Edinburgh Research Archive

(De)constructed binaries: dialogue and monologue in contemporary popular fantasy

Item Status

Embargo End Date

Authors

Greene, Elliott

Abstract

This thesis explores three works of contemporary popular epic fantasy and the way in which binary oppositions are constructed and resolved in these texts. I argue that the three texts studied represent a wider trend in contemporary fantasy which questions the idea of binary opposition, while working within that same structure. I analyse the resolution of these binaries through the terminology provided by Mikhail Bakhtin, whose work on dialogue and monologue offers a way of comparing the different oppositions prioritised by each author. The texts studied are Brandon Sanderson’s Mistborn trilogy (2006-2008), Robin Hobb’s The Farseer Trilogy (1995-1997), and N.K. Jemisin’s The Broken Earth trilogy (2015-2017). My work focuses on three binary oppositions that appear in all three primary texts, and so offers a point of comparison between them. The oppositions studied are the good/evil binary, the Self/Other binary, and the achievement of immortality, which is represented as a result of the contact between binary opposites in all three texts.

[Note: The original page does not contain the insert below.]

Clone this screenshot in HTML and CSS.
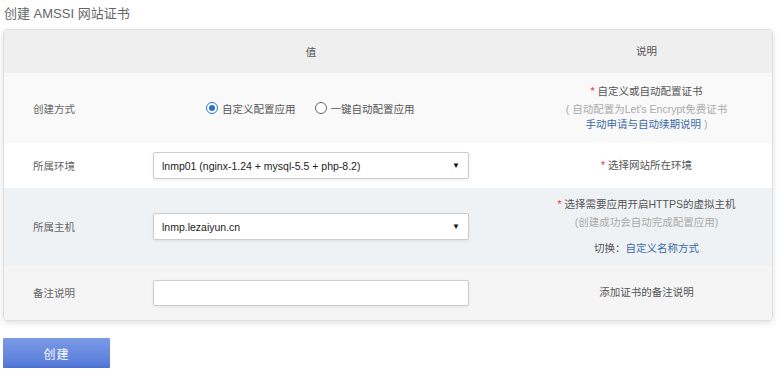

This thesis will make use of a variety of theoretical frameworks in order to analyse the key oppositions in the texts. When discussing Sanderson, ‘good’ and ‘evil’ are understood through the work of Simon Baron-Cohen’s The Science of Evil (2011), which uses the presence of empathy as the determining moral factor. In The Farseer Trilogy, the work of Ernest Becker is useful in describing how immortality is represented as the fusion of two opposed elements of humanity, the animal and symbolic. For this I turn to Becker’s The Denial of Death (1973). Finally, Jemisin’s representation of the Self is understood using the terminology of Dialogical Self Theory, in which the Self is the result of the interaction between Others, both within and outside the Self. I suggest that each text portrays the interaction between opposites as either dialogical or monological, using the terminology provided by Bakhtin. Ultimately, I show that, rather than simply featuring binary opposition, each of the trilogies studied actively questions the legitimacy of those same oppositions. In this way, these texts resist a common criticism of fantasy literature, which is often seen as ‘simplistic’ precisely because of its reliance on binary opposites.